You might remember from previous posts that our three main issues were/are:

  1. The firewall: It’s always dangerous to suggest dates in a blog but the IPv6 firewall should be replaced with something more sturdy in late February. The replacement should be quite straight forward and it should be transparent to most users (we’ll see how it goes but at worst IRC server users might notice a disconnection at some dark hour of the morning).
  2. The IPAM (DNS and DHCP management for units): We had a lot of discussions with the vendor in late last year for our replacement system, publically I’m expecting it to be early May before I can state anything. In the meantime our existing system requires entries to be made to the forward and reverse zones by hand. This isn’t so bad for individual website entries so for the June 6th date it should be survivable.
  3. Security blocking: We’ve some code to re-write, I think we can have it done by June.

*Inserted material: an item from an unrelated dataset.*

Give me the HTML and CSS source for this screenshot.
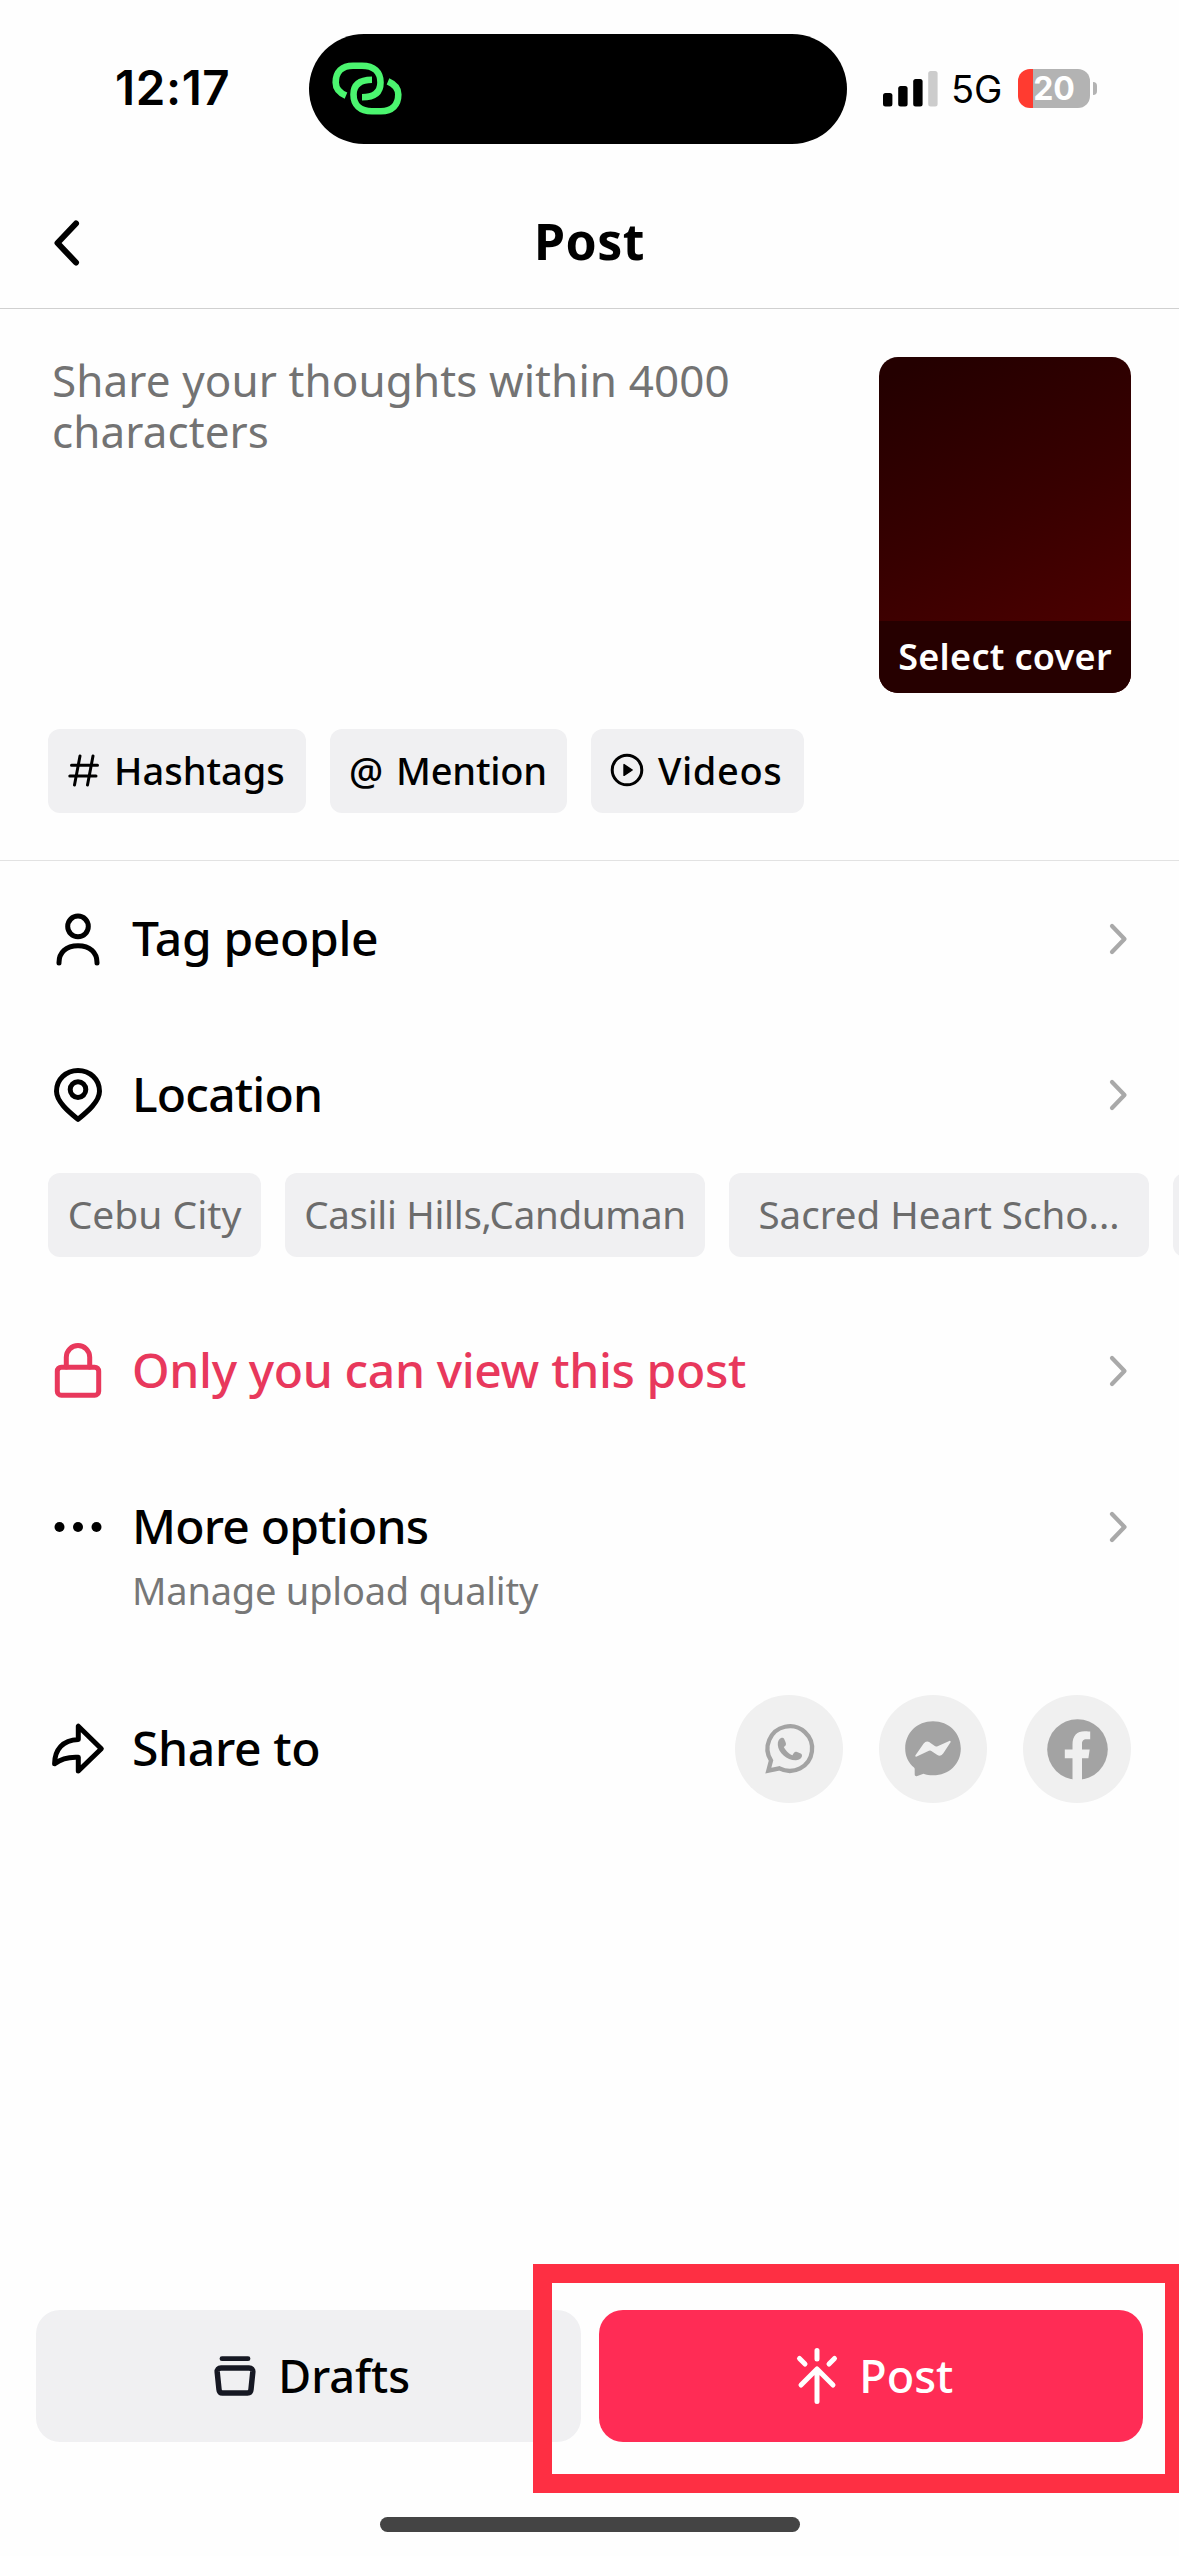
FILE: index.html
```html
<!DOCTYPE html>
<html lang="en">
<head>
<meta charset="utf-8">
<title>Post</title>
<link rel="stylesheet" href="styles.css">
</head>
<body>
<div class="screen">
  <div class="status">
    <div class="status-time">12:17</div>
    <div class="island">
      <svg class="island-icon" width="76" height="61" viewBox="0 0 76 61" fill="none" stroke="#4bf56f" stroke-width="6.6">
        <path d="M17 37.6C10.5 34.8 6.7 30.5 6.7 24.5C6.7 14 13 7.8 24 7.8H33C45 7.8 51.5 14 51.5 24.5C51.5 34 46 39.3 33 39.3"/>
        <path d="M59 23.4C65.5 26.2 69.3 30.5 69.3 36.5C69.3 47 63 53.2 52 53.2H43C31 53.2 24.5 47 24.5 36.5C24.5 27 30 21.7 43 21.7"/>
      </svg>
    </div>
    <div class="status-right">
      <svg width="55" height="36" viewBox="0 0 55 36">
        <rect x="0" y="22" width="9.4" height="13.5" rx="2.5"/>
        <rect x="15.2" y="15" width="9.4" height="20.5" rx="2.5"/>
        <rect x="30.2" y="8" width="9.4" height="27.5" rx="2.5"/>
        <rect x="45.2" y="0" width="9.4" height="35.5" rx="2.5" fill="#cccccc"/>
      </svg>
      <span class="network">5G</span>
      <span class="battery"><span class="battery-level">20</span></span>
      <span class="battery-cap"></span>
    </div>
  </div>

  <header class="header">
    <svg class="back" width="28" height="48" viewBox="0 0 28 48" fill="none" stroke="#000" stroke-width="6" stroke-linecap="round" stroke-linejoin="round"><path d="M23 4.5L4.5 24L23 43.5"/></svg>
    <h1 class="title">Post</h1>
  </header>

  <section class="composer">
    <div class="composer-top">
      <p class="placeholder">Share your thoughts within 4000 characters</p>
      <div class="cover"><div class="cover-label">Select cover</div></div>
    </div>
    <div class="tools">
      <div class="tool tool-hashtags">
        <svg class="tool-icon" width="36" height="36" viewBox="0 0 36 36" fill="none" stroke="#000" stroke-width="3" stroke-linecap="round"><path d="M14 4L8.500 33M27 4L21.500 33M5.500 13.300H31.500M3.800 24H30"/></svg>
        <span>Hashtags</span>
      </div>
      <div class="tool tool-mention"><span class="tool-icon glyph-at">@</span><span>Mention</span></div>
      <div class="tool tool-videos">
        <svg class="tool-icon" width="36" height="36" viewBox="0 0 36 36"><circle cx="18" cy="18" r="14.8" fill="none" stroke="#000" stroke-width="3"/><path d="M15 12.6V23.4L23.2 18Z" stroke="#000" stroke-width="1.4" stroke-linejoin="round"/></svg>
        <span>Videos</span>
      </div>
    </div>
  </section>

  <main class="options">
    <div class="option">
      <svg class="option-icon" viewBox="0 0 60 60"><circle cx="30" cy="17.4" r="10.3"/><path d="M11 54V53.500C11 43.500 18 36.700 30 36.700S49 43.500 49 53.500V54"/></svg>
      <span class="label">Tag people</span>
      <svg class="chevron" viewBox="0 0 20 32"><path d="M3 3L15.500 16L3 29"/></svg>
    </div>
    <div class="option">
      <svg class="option-icon" viewBox="0 0 60 60"><path d="M30 54.300C23 48.500 8.500 37.500 8.500 26.300C8.500 14.300 18 5.500 30 5.500S51.500 14.300 51.500 26.300C51.500 37.500 37 48.500 30 54.300Z"/><circle cx="30" cy="24.600" r="7.800"/></svg>
      <span class="label label-tight">Location</span>
      <svg class="chevron" viewBox="0 0 20 32"><path d="M3 3L15.500 16L3 29"/></svg>
    </div>
    <div class="places">
      <span class="place place-city">Cebu City</span>
      <span class="place place-long">Casili Hills,Canduman</span>
      <span class="place">Sacred Heart Scho...</span>
      <span class="place"></span>
    </div>
    <div class="option option-private">
      <svg class="option-icon" viewBox="0 0 60 60"><rect x="9.300" y="26.200" width="41.400" height="28" rx="4"/><path d="M18.300 26V16.200a11.700 11.700 0 0 1 23.400 0V26"/></svg>
      <span class="label">Only you can view this post</span>
      <svg class="chevron" viewBox="0 0 20 32"><path d="M3 3L15.500 16L3 29"/></svg>
    </div>
    <div class="option option-more">
      <svg class="option-icon option-dots" viewBox="0 0 60 60"><circle cx="11.500" cy="30" r="5"/><circle cx="30" cy="30" r="5"/><circle cx="48.500" cy="30" r="5"/></svg>
      <span class="label label-tight">More options</span>
      <svg class="chevron" viewBox="0 0 20 32"><path d="M3 3L15.500 16L3 29"/></svg>
    </div>
    <p class="hint">Manage upload quality</p>
    <div class="option option-share">
      <svg class="option-icon" viewBox="0 0 60 60"><path d="M30.300 7.200V20.500C14.500 21 6.600 31 6.600 44.800C14 39 21 37.800 30.300 38.300V52L53.300 29.700Z"/></svg>
      <span class="label">Share to</span>
      <div class="targets">
        <span class="target"><svg width="60" height="60" viewBox="0 0 60 60"><path d="M9.300 51.700L12 41.500A22.300 22.300 0 1 1 20.500 49.300Z" fill="none" stroke="#a3a3a3" stroke-width="4.300"/><path fill="#a3a3a3" d="M22 19C20 20 18.500 22.500 18.800 26C19.500 34 28 41.500 37 41.300C40.500 41 43 39 43 36.500C43 35 42 34.300 38 33C35.500 32.200 35 34 33.500 36.200C30 35 26.500 31.500 24.800 28C27 26.500 27.500 25.500 26.500 23C25 19 24.500 18 22 19Z"/></svg></span>
        <span class="target"><svg width="60" height="60" viewBox="0 0 60 60"><path fill="#a3a3a3" d="M30 2.300C14 2.300 2.200 14 2.200 29.500C2.200 37.500 5.500 44 11 48.500C11.500 49 11.700 49.500 11.700 50.200V55.500C11.700 57 13 57.500 14.300 57L20.500 54.800C23.500 55.800 26.500 56.300 30 56.300C46 56.300 57.800 45 57.800 29.500S46 2.300 30 2.300Z"/><path fill="#f0f0f0" stroke="#f0f0f0" stroke-width="2" stroke-linejoin="round" d="M13.300 36.700L21.500 25Q23.500 22.500 26.200 24.200L32 28.200Q33.500 29 35 28.200L46.700 22.800L39.500 33.800Q37.500 36.800 34.500 34.800L28.500 31Q27 30 25.500 30.900Z"/></svg></span>
        <span class="target"><svg width="61" height="61" viewBox="0 0 61 61"><circle cx="30.500" cy="30.500" r="30.300" fill="#a3a3a3"/><path fill="#f0f0f0" d="M25.500 61V39.200H17.800V30.500H25.500V25.500C25.500 16.500 30 12.200 37.700 12.200C40.200 12.200 43.200 12.600 43.200 12.600V20.200H39.500C36.200 20.200 35 22.200 35 25V30.500H42.700L41.400 39.200H35V61Z"/></svg></span>
      </div>
    </div>
  </main>

  <footer class="footer">
    <div class="button button-drafts">
      <svg width="48" height="48" viewBox="0 0 48 48" fill="none" stroke="#161823" stroke-width="5.500" stroke-linejoin="round"><path d="M11 6.700H37" stroke-width="4.800" stroke-linecap="round"/><path d="M10 16H38C40.500 16 42 17.500 41.800 20L40 37.500C39.800 39.800 38.500 41 36.500 41H11.500C9.500 41 8.200 39.800 8 37.500L6.200 20C6 17.500 7.500 16 10 16Z"/></svg>
      <span>Drafts</span>
    </div>
    <div class="button button-post">
      <svg width="48" height="60" viewBox="0 0 48 60" fill="none" stroke="#fff" stroke-width="5" stroke-linecap="round" stroke-linejoin="round"><path d="M24 4.500V13M6.500 12.500L12 18M41.500 12.500L36 18M24 55.500V24M8 39L24 23L40 39"/></svg>
      <span>Post</span>
    </div>
  </footer>
  <div class="home-bar"></div>
  <div class="callout"></div>
</div>
</body>
</html>
```
FILE: styles.css
```css
* {
  box-sizing: border-box;
}

body {
  margin: 0;
  background: #fff;
  color: #000;
  font-family: "Noto Sans", "Open Sans", sans-serif;
}

svg {
  display: block;
  flex: none;
}

.screen {
  position: relative;
  display: flex;
  flex-direction: column;
  width: 1179px;
  height: 2556px;
  overflow: hidden;
  background: #fefefe;
}

/* Status bar */
.status {
  display: grid;
  grid-template-columns: 309px 538px 1fr;
  align-items: center;
  height: 177px;
  font-family: Inter, sans-serif;
}

.status-time {
  padding: 0 0 1px 115px;
  font-size: 47.5px;
  font-weight: 600;
  letter-spacing: 0.6px;
  line-height: 56px;
}

.island {
  display: flex;
  align-items: center;
  height: 110px;
  padding-left: 20px;
  border-radius: 55px;
  background: #000;
}

.status-right {
  display: flex;
  align-items: center;
  padding-left: 36px;
}

.network {
  width: 80px;
  padding-left: 13px;
  font-size: 38px;
  line-height: 46px;
}

.battery {
  display: flex;
  align-items: center;
  justify-content: center;
  width: 72px;
  height: 39px;
  border-radius: 12px;
  background: linear-gradient(90deg, #ff3b30 15px, #b3b3b3 15px);
}

.battery-level {
  color: #fff;
  font-size: 32px;
  font-weight: 700;
  line-height: 37px;
}

.battery-cap {
  width: 4px;
  height: 13px;
  margin-left: 3px;
  border-radius: 0 6px 6px 0;
  background: #b3b3b3;
}

/* Title bar */
.header {
  display: grid;
  grid-template-columns: 1fr auto 1fr;
  align-items: center;
  height: 132px;
  padding: 0 53px;
  border-bottom: 1px solid #d0d0d0;
}

.title {
  margin: 0;
  padding-bottom: 4px;
  font-size: 50px;
  font-weight: 700;
  letter-spacing: 0.5px;
  line-height: 60px;
}

/* Composer */
.composer {
  height: 552px;
  padding: 48px 48px 0;
  border-bottom: 1px solid #e2e2e2;
}

.composer-top {
  display: flex;
  justify-content: space-between;
  height: 336px;
}

.placeholder {
  width: 720px;
  margin: -2px 0 0 4px;
  color: #737373;
  font-size: 44px;
  letter-spacing: 0.1px;
  line-height: 51.3px;
}

.cover {
  display: flex;
  flex-direction: column;
  justify-content: flex-end;
  width: 252px;
  height: 336px;
  border-radius: 19px;
  overflow: hidden;
  background: linear-gradient(155deg, #240000 5%, #380000 48%, #4c0000 85%);
}

.cover-label {
  height: 72px;
  background: #260000;
  color: #fff;
  font-size: 36px;
  font-weight: 600;
  letter-spacing: 0.3px;
  line-height: 72px;
  text-align: center;
}

.tools {
  display: flex;
  gap: 24px;
  margin-top: 36px;
}

.tool {
  display: flex;
  align-items: center;
  gap: 12px;
  height: 84px;
  padding: 0 0 2px 18px;
  border-radius: 12px;
  background: #f0f0f2;
  font-size: 38px;
  font-weight: 540;
  line-height: 50px;
}

.tool-hashtags { width: 258px; }
.tool-mention { width: 237px; letter-spacing: -0.2px; }
.tool-videos { width: 213px; gap: 13px; letter-spacing: 0.6px; }

.tool-icon {
  width: 36px;
  text-align: center;
}

.glyph-at {
  display: flex;
  justify-content: center;
  font-size: 38px;
  font-weight: 500;
}

/* Option rows */
.option {
  display: flex;
  align-items: center;
  height: 156px;
  padding: 0 48px;
}

.option-icon {
  width: 60px;
  height: 60px;
  fill: none;
  stroke: currentColor;
  stroke-width: 5;
  stroke-linecap: round;
  stroke-linejoin: round;
}

.option-dots {
  fill: currentColor;
  stroke: none;
}

.label {
  flex: 1;
  padding: 0 0 3px 24px;
  font-size: 48px;
  font-weight: 540;
  letter-spacing: -0.35px;
  line-height: 60px;
}

.label-tight { letter-spacing: -0.8px; }

.chevron {
  width: 20px;
  height: 32px;
  margin-right: 2px;
  fill: none;
  stroke: #a9a9a9;
  stroke-width: 4.2;
  stroke-linecap: round;
  stroke-linejoin: round;
}

.places {
  display: flex;
  gap: 24px;
  margin-bottom: 36px;
  padding-left: 48px;
  overflow: hidden;
}

.place {
  flex: none;
  width: 420px;
  height: 84px;
  border-radius: 12px;
  background: #f0f0f2;
  color: #6c6c6c;
  font-size: 38.5px;
  line-height: 82px;
  text-align: center;
}

.place-city {
  width: 213px;
  font-size: 39px;
}

.place-long { letter-spacing: -0.3px; }

.option-private { color: #e8385c; }

.option-more {
  height: 60px;
  margin-top: 48px;
}

.hint {
  margin: 8px 0 80px 132px;
  color: #777;
  font-size: 38px;
  letter-spacing: -0.2px;
  line-height: 50px;
}

.option-share { height: 108px; }

.targets {
  display: flex;
  gap: 36px;
}

.target {
  display: flex;
  align-items: center;
  justify-content: center;
  width: 108px;
  height: 108px;
  border-radius: 50%;
  background: #f0f0f0;
}

/* Bottom actions */
.footer {
  display: flex;
  gap: 18px;
  margin-top: auto;
  padding: 0 36px 75px;
}

.button {
  display: flex;
  flex: 1;
  align-items: center;
  justify-content: center;
  height: 132px;
  border-radius: 24px;
  font-size: 45px;
  font-weight: 540;
  line-height: 60px;
}

.button span { padding-bottom: 1px; }

.button-drafts {
  gap: 19px;
  padding-left: 5px;
  background: #f0f0f2;
}

.button-post {
  gap: 18px;
  padding-left: 5px;
  background: #ff2c55;
  color: #fff;
}

.home-bar {
  align-self: center;
  width: 420px;
  height: 15px;
  margin-bottom: 24px;
  border-radius: 8px;
  background: #444;
}

/* Marker frame laid over the publish button */
.callout {
  position: absolute;
  top: 2264px;
  right: 0;
  width: 646px;
  height: 229px;
  border: 19px solid #fe2f43;
  border-right-width: 14px;
}
```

With the delay in the IPAM I’m thinking about possibly sacrificing some time to modify one of the shorter scripts that pushes out configurations on the existing DNS infrastructure. The current script can’t deal with both a IPv4 and an IPv6 address being pushed to the hosts DNS service configuration, although the hosts themselves (resolver and authoritative DNS) have working IPv6 connectivity. It might be that on the 8th June we can get the auth and resolver DNS systems to have IPv6 service addresses.

I’ll need to consult with my teammates however it might be that with reasonably little pain we can get eduroam and/or the vpn network to have IPv6 client connectivity, since they are self contained networks we administer the service for.

I should stop now and make no more promises, but I’m glad there’s a firm date and I’m looking forward to this.